Contaba, además, sobre los muchos haitianos que trabajaron en la construcción de la Carretera Duarte, varios de los cuales se que­daron a vivir por nuestra zona. A ellos les gustaba, se­gún decía, la batata con sebo de vaca, que ponían a secar en yaguas. Nos contaba con frecuencia de un haitiano a quien, mientras trabajaba en la carretera, le dio un dolor; era ya de tardecita y los compañeros quisieron ayudarlo, pero cuando intentaban tocarlo, decía: si pará de aquí, aquí murí. Para que no muriera, lo dejaron en el lugar. Al día siguiente sólo encontraron los pedazos de la tinaja, pues al cavar en­contró una botija (tinaja llena de onzas de oro) y se lanzó de bruces contra ella, de modo que nadie la pudie­ra ver. Al amparo de la no­che recogería el hombre su tesoro para no volver jamás.
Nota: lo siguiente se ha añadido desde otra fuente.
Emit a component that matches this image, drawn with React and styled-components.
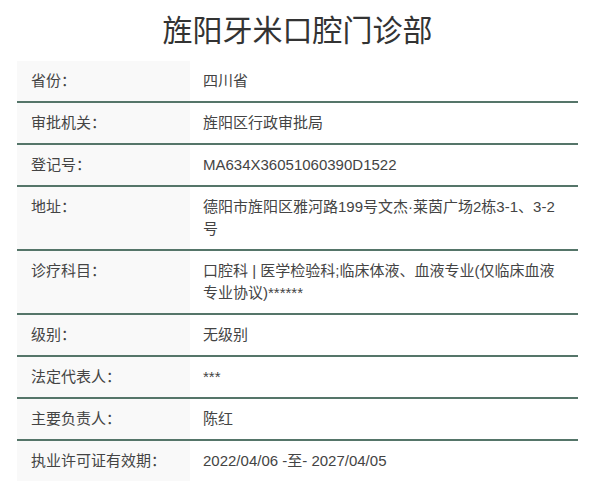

También contaba con lujo de detalles lo que sabían todos los viejos de estos lu­ga­res: la matanza realizada por las tropas de Cristóbal y Dessalines en la iglesia del Rosario, de Moca, en su re­greso a Haití (1805). Se cuenta incluso que una de nuestras antepasadas (María del Carmen Bueno) se salvó debajo de los cadáveres; los libros de historia dicen que se salvaron dos muchachas, una de ellas de apellido Sal­cedo.

Cuando la invasión de Estero Hondo, Maimón y Constanza nos asustamos todos; se aseguró que por los lados de Licey andaban en unos camiones recogiendo hombres para ir a enfrentar los barbuses, como llamaban a los expedicionarios. Todo varón mayor de edad recibía una especie de entrenamiento militar, si bien es verdad que lo hacían con un rifle de madera. Si llegaron a llevar hombres a pelear no lo sé, pero oí y vi a mis padres comentando esto con gran preocupación.